The gap at the top of the table getting cut to four points will of course so frustratingly play on the Chelsea players' minds until they next get to vent on the pitch - with that game, in so timely a fashion, coming in the FA Cup against a ravenous-looking Tottenham Hotspur - but it is unlikely to be what really plays on Antonio Conte’s mind.

He knows his team are unlikely to get mentally derailed by defeats, given that they so impressively responded to the loss to Crystal Palace with that win over Manchester City. No, what was more concerning was how Manchester United seemed to respond to what Crystal Palace did that day and offer even more evidence that this Chelsea can be got at and beaten; that their 3-4-3 has many more holes that just weren't exposed yet.

For that 2-1 Palace win, Sam Allardyce used two forwards to get at Conte’s back three, with Wilfried Zaha’s pace off Christian Benteke causing the league leaders more problems than they’ve faced in months. For this 2-0 United win, Mourinho doubled down on the pace, and caused Chelsea even more problems. Jesse Lingard and especially the exceptional Marcus Rashford were so easily able to spin off each other, meaning that the three centre-halves didn’t really know where to go. That has been in stark contrast to pretty much Chelsea’s entire season, because that back three - and particularly David Luiz - have so easily shuttled attackers to where they wanted them. Not at Old Trafford.

Mourinho, and more specifically Rashford, showed the way to get at the Brazilian and that back three. A lot more teams are surely going to try it, and what Mauricio Pochettino tries next week will be enlightening, given the amount of on-fire forward options that Spurs have.

What Mourinho did with Eden Hazard will be harder to replicate.

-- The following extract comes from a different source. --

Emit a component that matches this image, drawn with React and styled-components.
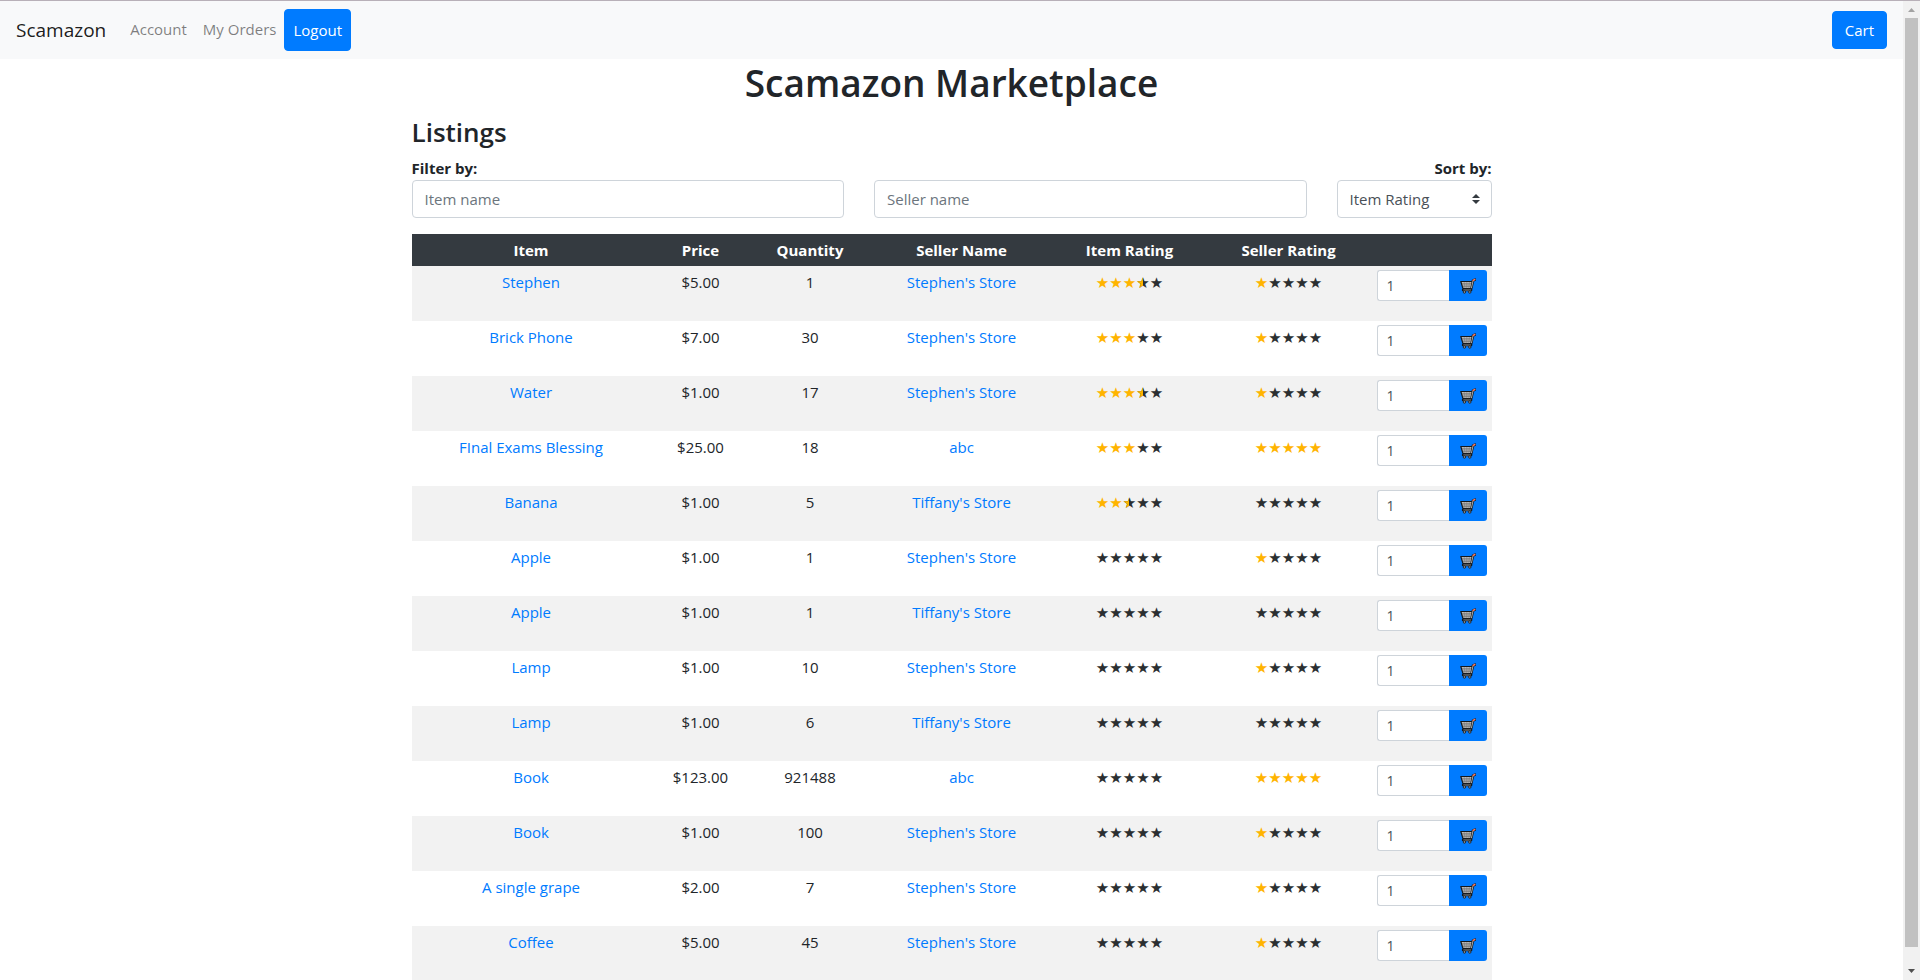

The Portuguese got Ander Herrera to follow the Chelsea playmaker all over the pitch, and regularly storm all over him, although that was obviously greatly helped by the fact Hazard did not have the injured Marcos Alonso bombing down the left to distract defenders. The sturdier Cesar Azpilicueta was never going to do that.

The effect of that late change on Chelsea cannot be underestimated, and they did play as if they were a first XI that had suddenly been asked to follow a different gameplan they weren’t familiar with. That is probably one reason why they looked so conspicuously off the pace, and why they were a second off every move, because it has no doubt got to the point with their fist XI that they so innately understand the system they barely have to think about it. Here, they had to think a lot more, and that was painfully event.

It won’t be as painful once Alonso comes back to restore balance to the team, but what may well be a pointer to everyone else will be to try and disrupt that balance when he’s on the pitch; to perhaps try a lopsided approach that obstructs Chelsea down one side.

It might mean they themselves look a more diminished side.

It may well be a lesson.

Conte, however, will have no doubt learned a lot from this himself.